Googleは従業員の創造性と生産性を高めるために、オフィスデザインにも非常に注力しています。

例えば、Googleのオフィスには、レクリエーションエリア、ジム、カフェテリアなどが充実しており、従業員がリラックスして仕事ができる環境が整えられています。

また、Googleは継続的なスキル向上を支援するために「Googler to Googler」プログラムを設けており、従業員同士が互いに知識を教え合うことが奨励されています。


Appleの事例

Appleでは、従業員のイノベーションを促進するために、「Apple University」という独自の教育プログラムを提供しています。

このプログラムは、Appleの文化やビジネスプラクティスについて学ぶことができるもので、従業員が持続的に学び、成長する機会を提供しています。

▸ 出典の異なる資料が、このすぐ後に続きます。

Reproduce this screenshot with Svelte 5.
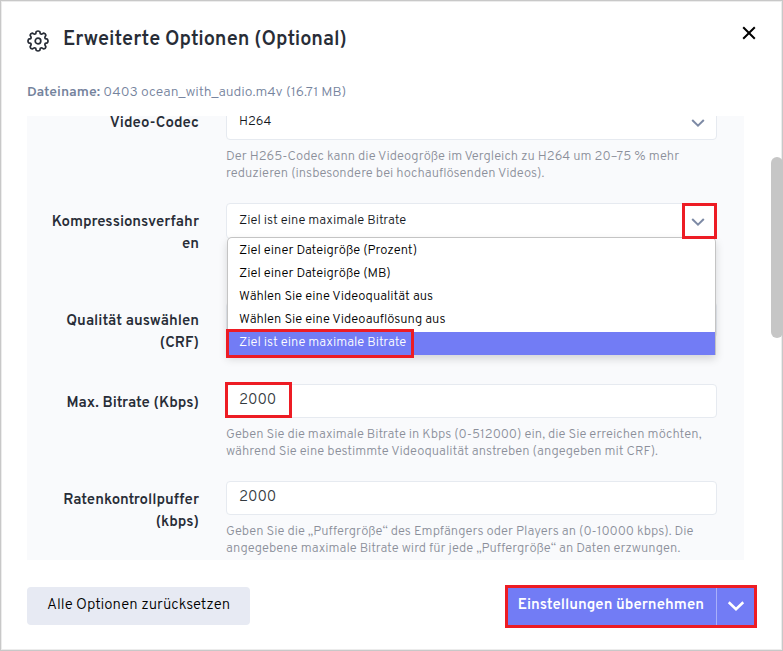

さらに、Appleは従業員が心身ともに健康であることを重視し、健康プログラムやフィットネスセンターの利用を支援しています。


これらの取り組みが具体的にどのような成果をもたらしているかについては、両社の時価総額や従業員満足度などの指標でもわかります。

「startup journal」2024-02-21より転載

これらの企業が実施している人的資本経営の戦略は、従業員がその能力を最大限に発揮し、結果として企業全体の成長と成功に貢献することを示しています。

このような取り組みは、他の企業にとっても模範となる事例であり、人的資本の価値を最大化するための具体的な方法を提供していると考えます。


まとめ

人的資本経営は、従業員の潜在能力を最大限に引き出し、組織全体の成長を目指す戦略的なアプローチです。

従業員を単なる資源ではなく、重要な資本として扱うことで、企業は新たな価値を創造し、競争力を維持することが可能になります。

経営者にとって、人的資本経営の理解と実践は避けて通れない課題であり、企業文化や戦略の形成に深く影響を及ぼす要素といえます。

個人的には、奴隷会計の考え方は倫理的な問題があるにせよ、人の価値を評価していたという点で非常に重要な視点を与えていると思います。

皆さんは、人の価値についてどう考えるでしょうか。

最後まで読んでいただき、ありがとうございます。